French Foreign Minister Jean-Yves Le Drian was also present at the meeting with Işık and Carter, where the trio met in Brussels on the sidelines of NATO defense ministers' meeting, one day after the Western defense chiefs from the U.S.-led coalition against ISIL met in Paris to review the offensive on the jihadist bastion of Mosul.

The operations conducted against ISIL in Mosul and Syria were the sole themes discussed at the meeting on Oct. 26 between Işık, Carter and Le Drian, state-run Anadolu Agency reported. 

Carter paid a visit to Turkey on Oct. 21 amid escalating tensions between Turkey and Iraq over the fight against ISIL and sought reconciliation between Ankara and Baghdad. 

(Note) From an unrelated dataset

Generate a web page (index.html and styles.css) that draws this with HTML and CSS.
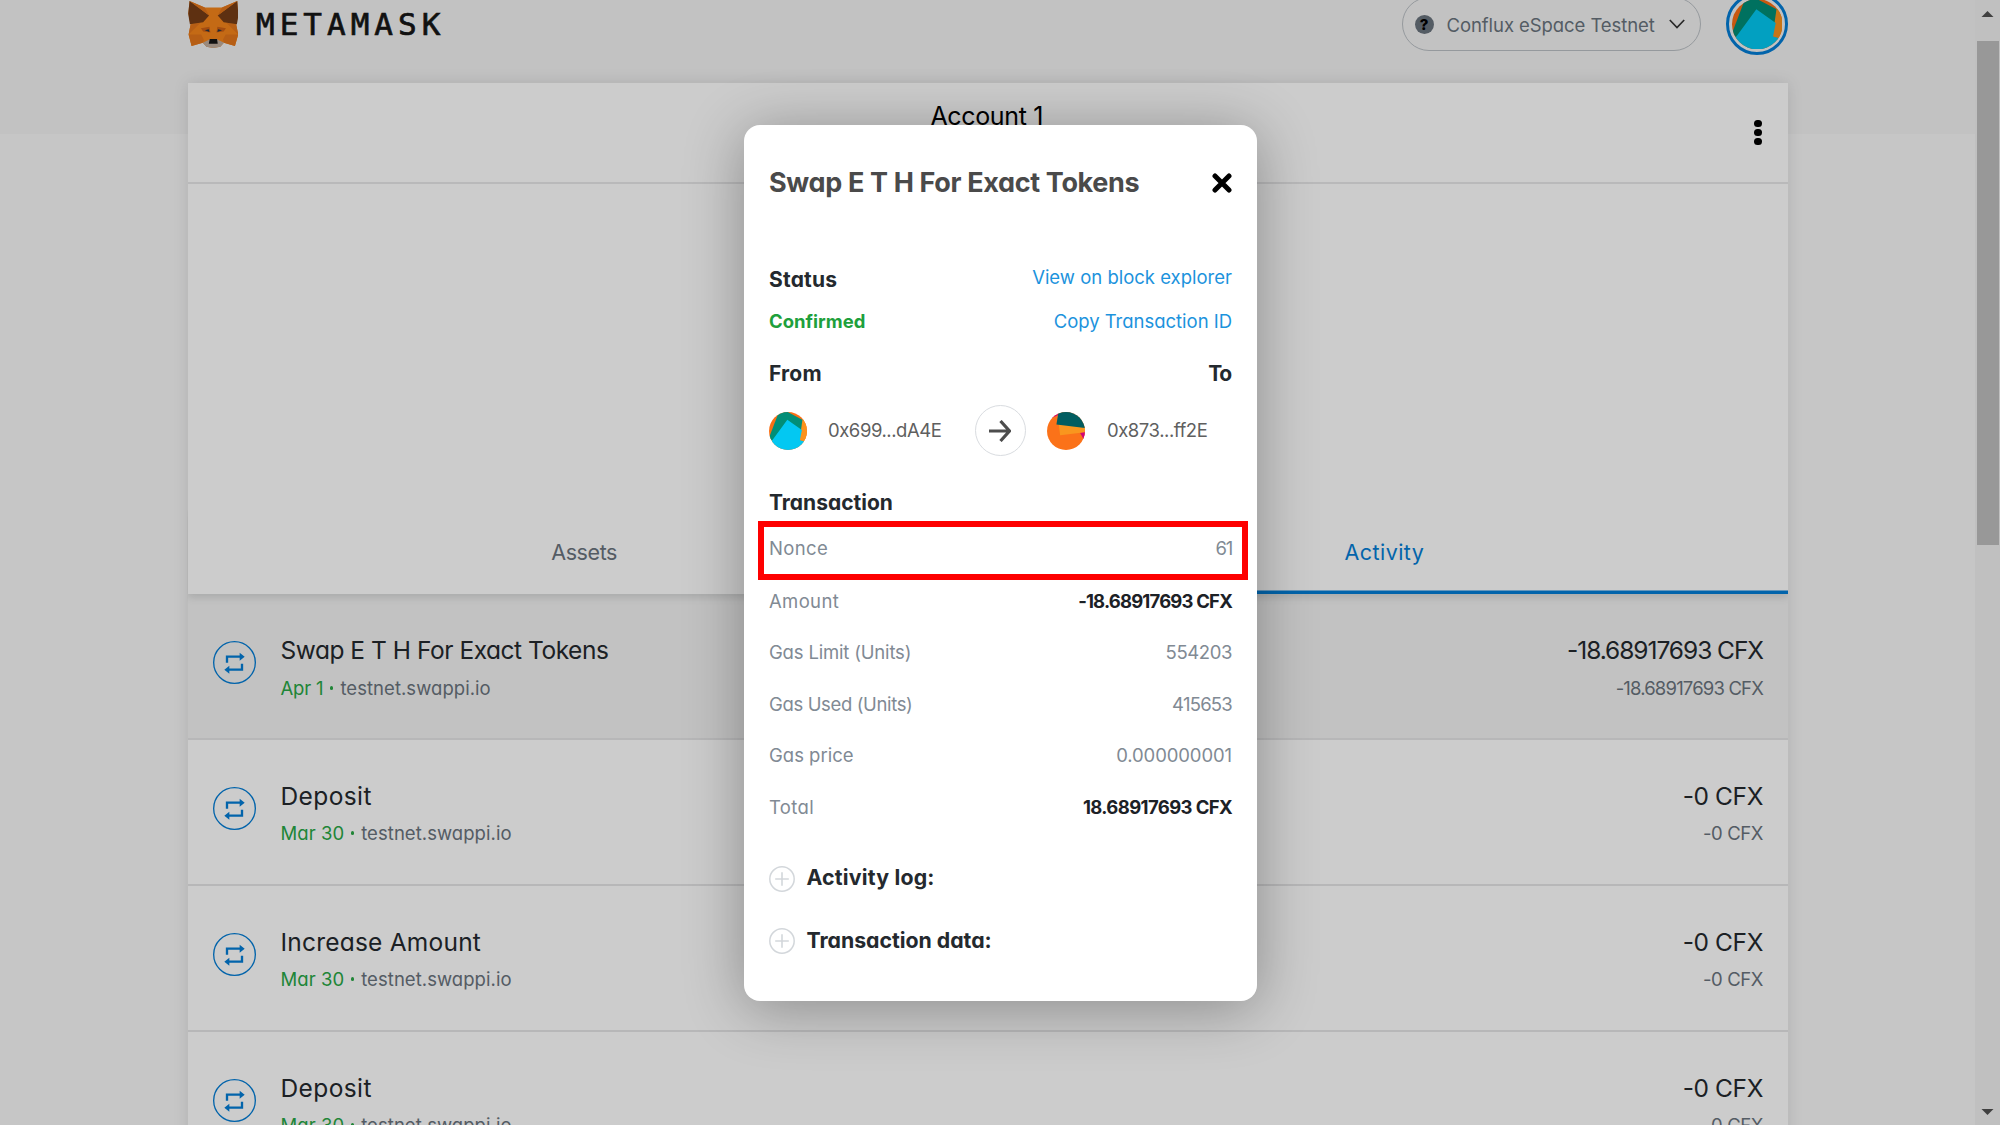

The U.S. official told Işık they wanted Turkey to participate in an anti-ISIL operation in Iraq, according to Turkish sources. But Turkey's participation in the Mosul offensive was rejected by the Iraqi administration in a subsequent meeting attended by Carter in Baghdad. 

Carter's push for Baghdad to let Turkey participate in the Mosul operation was encountered by an opposition from Iraqi Prime Minister Haider al-Abadi's, who said his country's forces will oust ISIL militants from northern Iraq.

On Oct. 25, Carter said that the United States expects the campaigns against ISIL in Mosul and Raqqa to overlap, signaling that a push to start isolating the group's de facto capital in Syria may not be very far off. 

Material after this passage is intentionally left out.